PSSK Selayar
- Full name: Persatuan Sepakbola Selayar Kepulauan
- Nickname: Pasukan Tana Doang
- Founded: 1962; 64 years ago
- Ground: Pemuda Benteng Field Selayar Islands, South Sulawesi
- Capacity: 2,000
- Owner: PSSI Selayar Islands
- Chairman: Muhammad Aqsa Ramadhan
- Coach: Sofyan Haeruddin
- League: Liga 4
- 2021: Liga 3, 4th in First Round of Group B (South Sulawesi zone)
| Home colours |

= PSSK Selayar =

Association football team in Indonesia

Persatuan Sepakbola Selayar Kepulauan, simply known as PSSK Selayar, is an Indonesian football club based in Selayar Islands Regency, South Sulawesi. They currently compete in the Liga 4.

==History==
PSSK Selayar was established in July 1962, the establishment of the club was spearheaded by sportsmen in Benteng, Selayar Islands under the name Persatuan Sepakbola Selajar Kepulauan or PSSK for short.

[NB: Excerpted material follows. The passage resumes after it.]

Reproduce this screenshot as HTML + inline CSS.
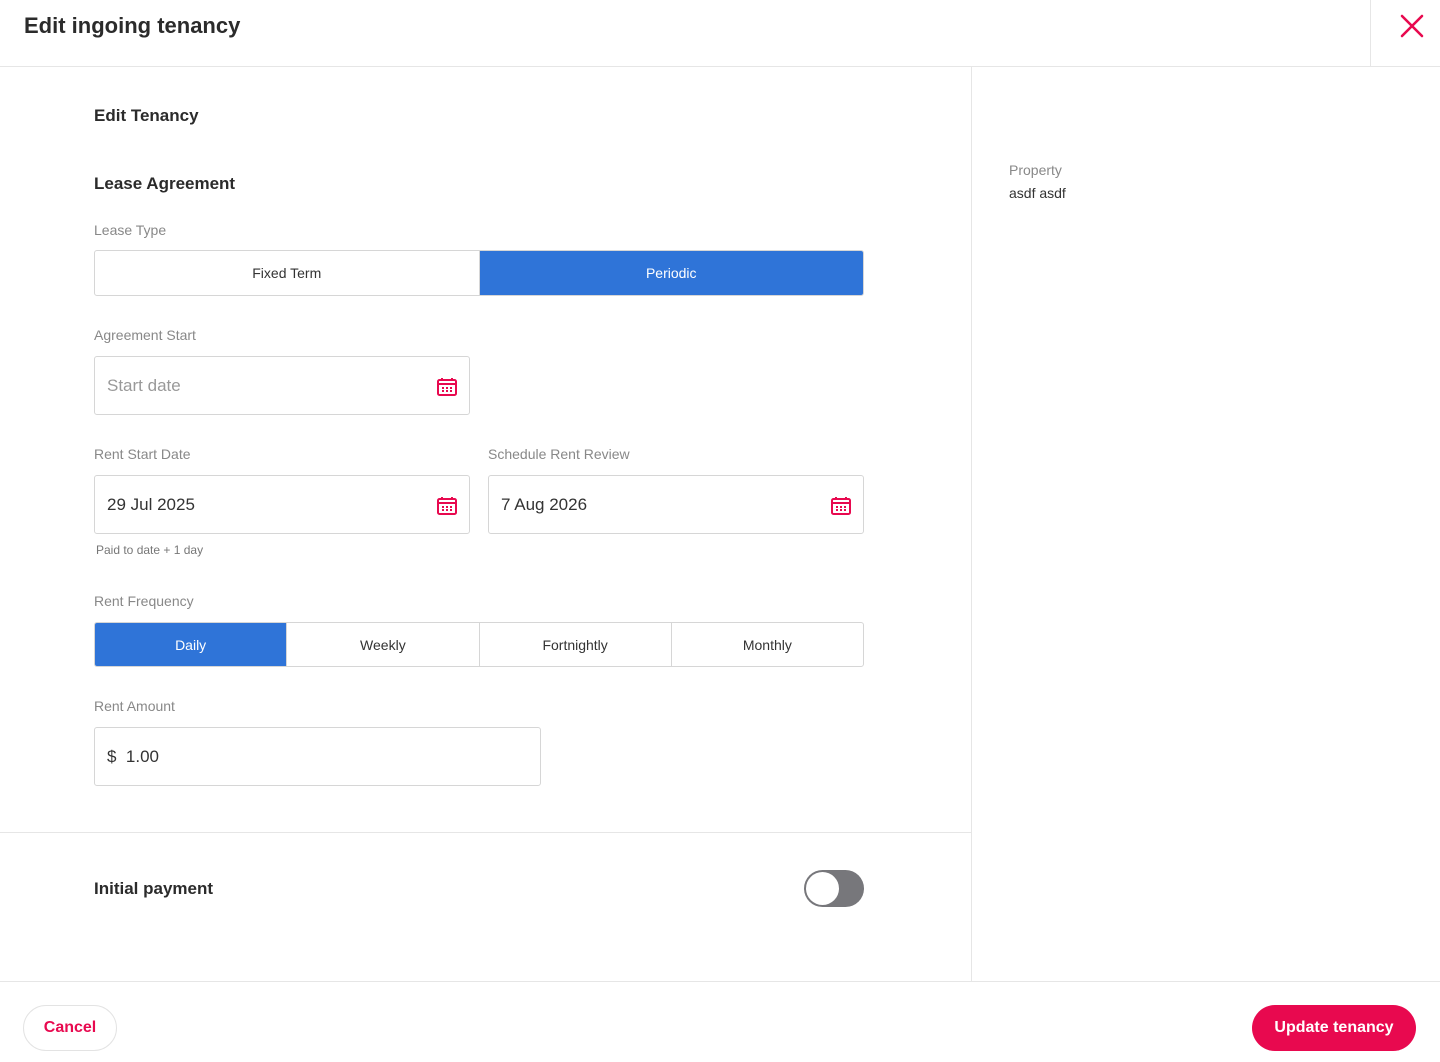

Their goal is to become a member of PSSI and develop soccer organizations located in the level area of Selayar II. Selayar Islands Regency is a district established under Law no. 29 of 1959 concerning the Establishment of Level II Regions in Sulawesi. Selayar Regency wants to change its name to Selayar Maritime Regency. However, in Law no. 17 of 1985, does not recognize a "maritime state", but an "archipelagic state". Therefore, Selayar Regency was renamed Selayar Islands Regency. Along with the implementation of the Indonesian Spelling System from Van Ophuijsen Spelling System, the word Selajar was changed to Selayar and had implications for PSSK's long name, namely Persatuan Sepakbola Selayar Kepulauan.